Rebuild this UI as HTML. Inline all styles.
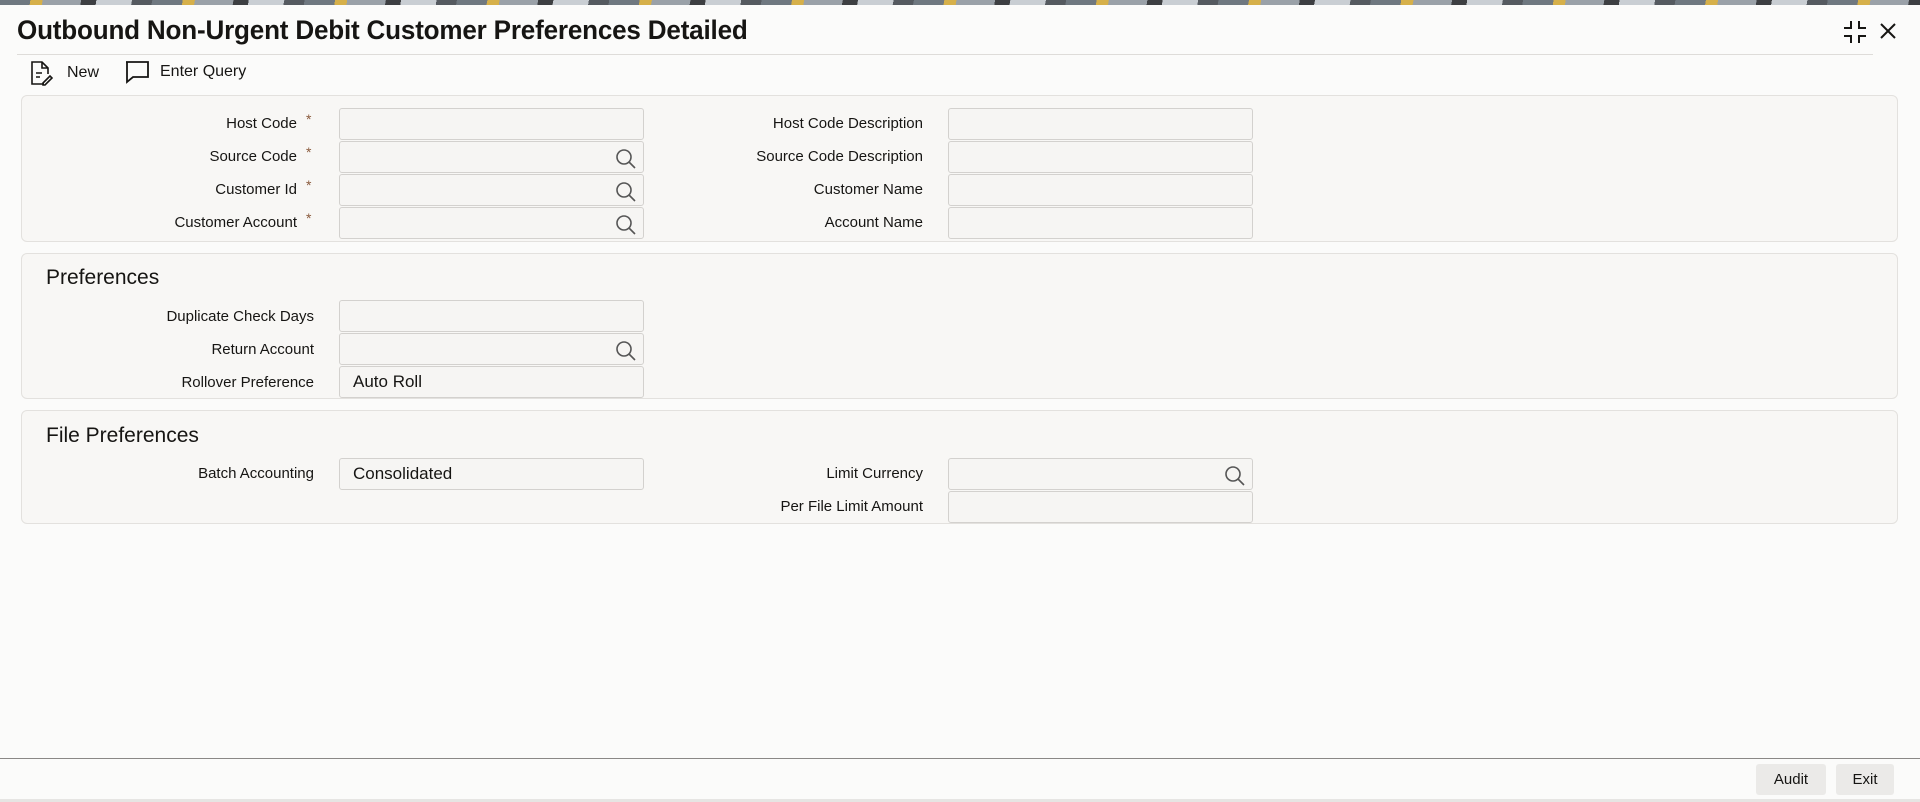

▬▬▬

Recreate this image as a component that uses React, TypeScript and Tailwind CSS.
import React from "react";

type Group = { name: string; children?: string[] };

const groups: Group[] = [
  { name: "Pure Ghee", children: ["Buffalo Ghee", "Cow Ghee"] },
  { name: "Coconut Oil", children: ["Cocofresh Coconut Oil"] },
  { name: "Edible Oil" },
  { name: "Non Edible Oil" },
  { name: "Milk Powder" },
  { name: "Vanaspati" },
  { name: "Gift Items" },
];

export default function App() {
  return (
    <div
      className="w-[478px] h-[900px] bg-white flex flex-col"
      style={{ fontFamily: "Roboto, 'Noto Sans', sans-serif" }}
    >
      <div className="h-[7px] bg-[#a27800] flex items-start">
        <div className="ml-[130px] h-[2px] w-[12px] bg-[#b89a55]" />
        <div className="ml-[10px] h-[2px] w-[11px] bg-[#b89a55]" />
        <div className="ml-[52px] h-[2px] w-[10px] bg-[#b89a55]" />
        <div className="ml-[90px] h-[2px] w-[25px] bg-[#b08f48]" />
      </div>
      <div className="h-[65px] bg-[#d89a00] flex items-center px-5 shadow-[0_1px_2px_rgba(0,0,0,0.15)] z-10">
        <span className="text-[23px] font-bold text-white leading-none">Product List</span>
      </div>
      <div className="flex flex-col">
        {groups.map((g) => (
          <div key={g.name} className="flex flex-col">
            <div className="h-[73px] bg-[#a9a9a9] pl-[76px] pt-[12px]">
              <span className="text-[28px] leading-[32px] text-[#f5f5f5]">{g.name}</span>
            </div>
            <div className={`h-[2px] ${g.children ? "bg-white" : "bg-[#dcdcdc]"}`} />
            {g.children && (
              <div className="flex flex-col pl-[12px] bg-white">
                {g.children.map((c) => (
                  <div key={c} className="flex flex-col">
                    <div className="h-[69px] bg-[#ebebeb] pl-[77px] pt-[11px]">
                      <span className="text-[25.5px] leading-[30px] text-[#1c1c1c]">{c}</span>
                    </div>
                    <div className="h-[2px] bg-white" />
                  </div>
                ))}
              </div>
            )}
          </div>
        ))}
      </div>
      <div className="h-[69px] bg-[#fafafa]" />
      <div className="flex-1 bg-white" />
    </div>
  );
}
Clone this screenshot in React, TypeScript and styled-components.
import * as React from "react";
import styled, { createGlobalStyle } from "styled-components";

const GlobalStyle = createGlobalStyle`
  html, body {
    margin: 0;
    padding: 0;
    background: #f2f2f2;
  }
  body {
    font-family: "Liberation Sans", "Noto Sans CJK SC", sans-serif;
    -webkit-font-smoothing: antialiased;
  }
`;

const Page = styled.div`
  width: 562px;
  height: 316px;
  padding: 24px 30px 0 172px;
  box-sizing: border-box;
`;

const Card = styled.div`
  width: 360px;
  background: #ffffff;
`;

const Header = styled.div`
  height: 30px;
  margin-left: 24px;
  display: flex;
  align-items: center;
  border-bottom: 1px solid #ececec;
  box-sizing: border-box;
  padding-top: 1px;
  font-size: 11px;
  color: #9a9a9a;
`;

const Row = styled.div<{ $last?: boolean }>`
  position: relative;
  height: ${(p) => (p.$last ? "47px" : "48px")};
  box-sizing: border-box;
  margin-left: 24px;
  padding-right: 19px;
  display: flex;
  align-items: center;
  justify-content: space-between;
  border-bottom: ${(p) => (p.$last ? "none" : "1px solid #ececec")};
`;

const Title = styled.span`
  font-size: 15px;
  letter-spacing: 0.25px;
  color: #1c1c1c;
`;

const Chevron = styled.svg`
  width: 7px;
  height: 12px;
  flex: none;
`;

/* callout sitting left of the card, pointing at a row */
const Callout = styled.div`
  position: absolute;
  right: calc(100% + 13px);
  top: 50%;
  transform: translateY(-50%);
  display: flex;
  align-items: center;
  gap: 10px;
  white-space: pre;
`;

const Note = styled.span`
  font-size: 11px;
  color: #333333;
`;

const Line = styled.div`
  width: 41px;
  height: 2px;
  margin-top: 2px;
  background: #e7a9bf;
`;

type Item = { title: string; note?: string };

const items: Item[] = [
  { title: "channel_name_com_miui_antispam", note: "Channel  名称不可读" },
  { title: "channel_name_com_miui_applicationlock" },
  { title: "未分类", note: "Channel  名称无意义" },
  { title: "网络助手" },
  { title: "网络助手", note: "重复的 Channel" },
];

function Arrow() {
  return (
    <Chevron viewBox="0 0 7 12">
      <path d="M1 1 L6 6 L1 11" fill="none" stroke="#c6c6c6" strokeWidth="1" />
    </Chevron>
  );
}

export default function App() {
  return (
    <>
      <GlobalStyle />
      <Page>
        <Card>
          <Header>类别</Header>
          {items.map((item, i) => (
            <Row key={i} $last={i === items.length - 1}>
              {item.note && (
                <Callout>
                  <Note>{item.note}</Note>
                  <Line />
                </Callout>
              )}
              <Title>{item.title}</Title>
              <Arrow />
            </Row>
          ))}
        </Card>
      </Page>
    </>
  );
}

▬▬▬

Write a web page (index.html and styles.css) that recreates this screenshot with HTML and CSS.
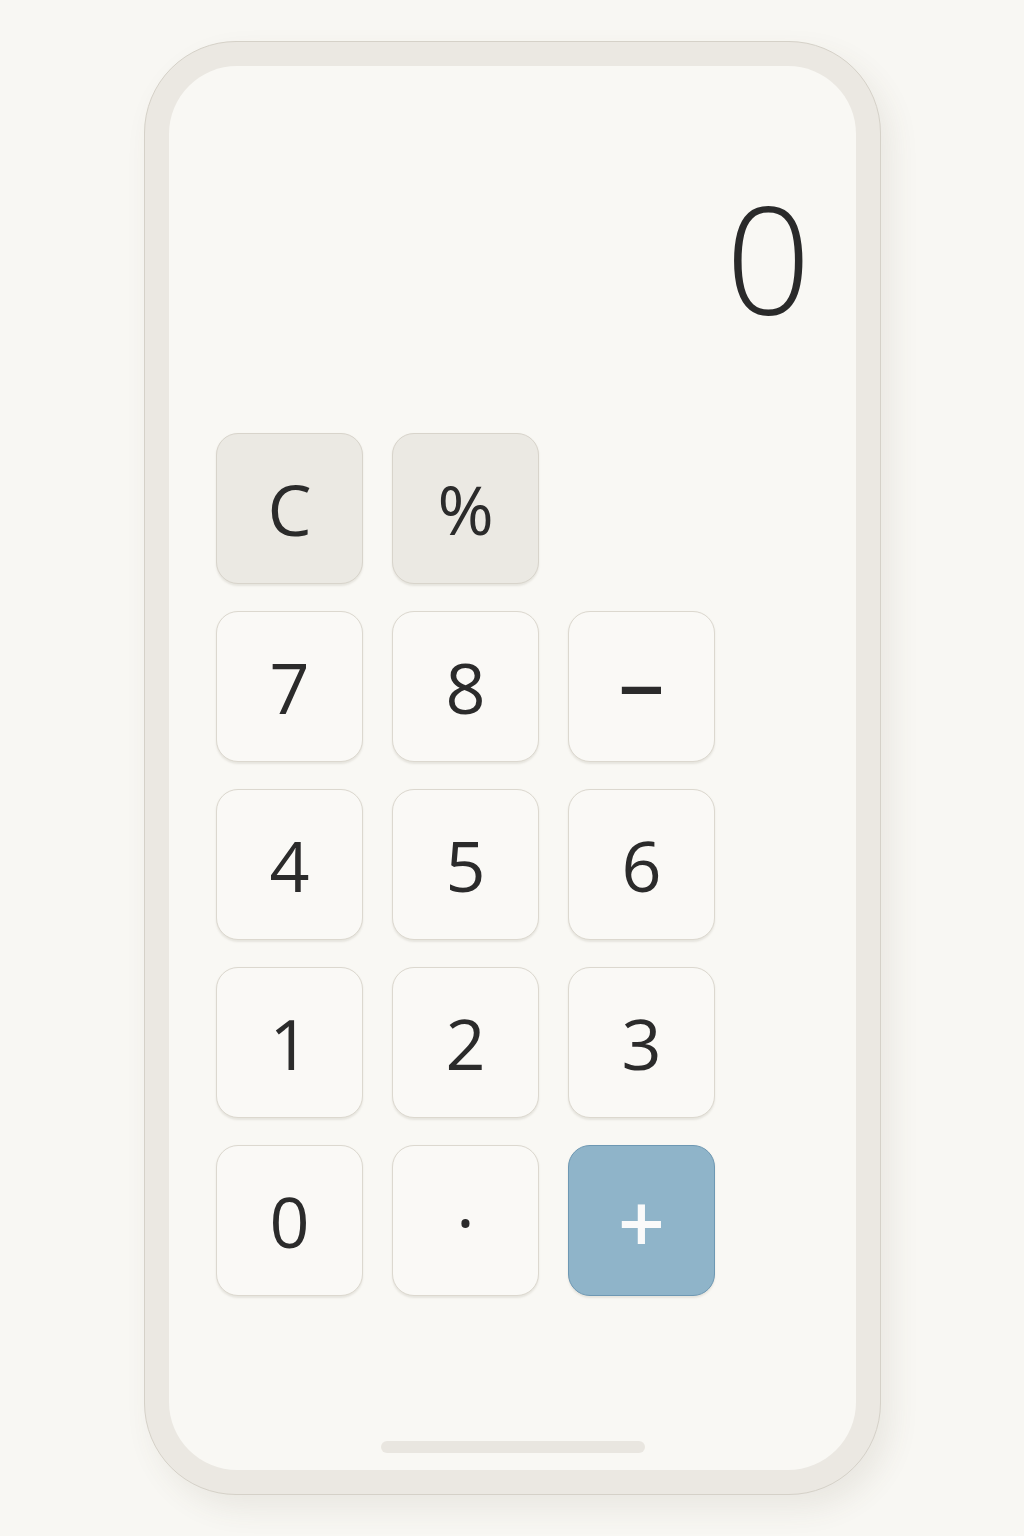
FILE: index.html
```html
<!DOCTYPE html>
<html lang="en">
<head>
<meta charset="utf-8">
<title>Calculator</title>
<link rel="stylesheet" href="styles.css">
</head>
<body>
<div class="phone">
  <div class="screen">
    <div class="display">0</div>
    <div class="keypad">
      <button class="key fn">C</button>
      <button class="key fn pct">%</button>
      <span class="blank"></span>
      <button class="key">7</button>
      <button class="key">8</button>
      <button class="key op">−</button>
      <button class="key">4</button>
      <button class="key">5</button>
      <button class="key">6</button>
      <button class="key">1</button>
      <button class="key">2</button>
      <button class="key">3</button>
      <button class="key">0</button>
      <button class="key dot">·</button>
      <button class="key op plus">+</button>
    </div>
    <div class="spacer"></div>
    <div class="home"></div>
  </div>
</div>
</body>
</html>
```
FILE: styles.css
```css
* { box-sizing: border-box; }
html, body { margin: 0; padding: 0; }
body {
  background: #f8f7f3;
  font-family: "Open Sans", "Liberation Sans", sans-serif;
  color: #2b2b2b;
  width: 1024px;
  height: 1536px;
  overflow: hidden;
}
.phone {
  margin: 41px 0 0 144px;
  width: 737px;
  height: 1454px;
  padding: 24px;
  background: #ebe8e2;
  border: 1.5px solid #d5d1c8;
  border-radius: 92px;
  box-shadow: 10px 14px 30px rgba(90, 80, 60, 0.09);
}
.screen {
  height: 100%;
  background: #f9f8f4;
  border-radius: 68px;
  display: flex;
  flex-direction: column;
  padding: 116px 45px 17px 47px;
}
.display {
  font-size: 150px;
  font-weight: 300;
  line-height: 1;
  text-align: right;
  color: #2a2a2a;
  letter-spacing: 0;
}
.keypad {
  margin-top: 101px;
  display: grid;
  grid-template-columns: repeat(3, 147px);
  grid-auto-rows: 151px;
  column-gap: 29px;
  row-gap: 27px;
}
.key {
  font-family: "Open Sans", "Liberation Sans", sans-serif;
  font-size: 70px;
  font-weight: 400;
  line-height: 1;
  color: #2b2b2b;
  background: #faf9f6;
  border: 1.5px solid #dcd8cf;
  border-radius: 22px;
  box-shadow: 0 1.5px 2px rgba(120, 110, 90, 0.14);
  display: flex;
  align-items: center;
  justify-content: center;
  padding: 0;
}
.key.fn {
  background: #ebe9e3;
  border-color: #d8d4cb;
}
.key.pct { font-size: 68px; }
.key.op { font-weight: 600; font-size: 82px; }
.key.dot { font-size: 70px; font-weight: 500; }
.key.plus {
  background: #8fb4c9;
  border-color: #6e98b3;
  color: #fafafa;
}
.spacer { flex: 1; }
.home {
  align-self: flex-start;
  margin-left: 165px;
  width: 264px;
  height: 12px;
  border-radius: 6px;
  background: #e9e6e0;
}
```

▬▬▬

Extract from the listing above the lines between the line containing "Recreate this image" and the line containing "string; children?: string[]", keeping both of those lines. Output nothing else.

> [Result of the exercise]
Recreate this image as a component that uses React, TypeScript and Tailwind CSS.
import React from "react";

type Group = { name: string; children?: string[] };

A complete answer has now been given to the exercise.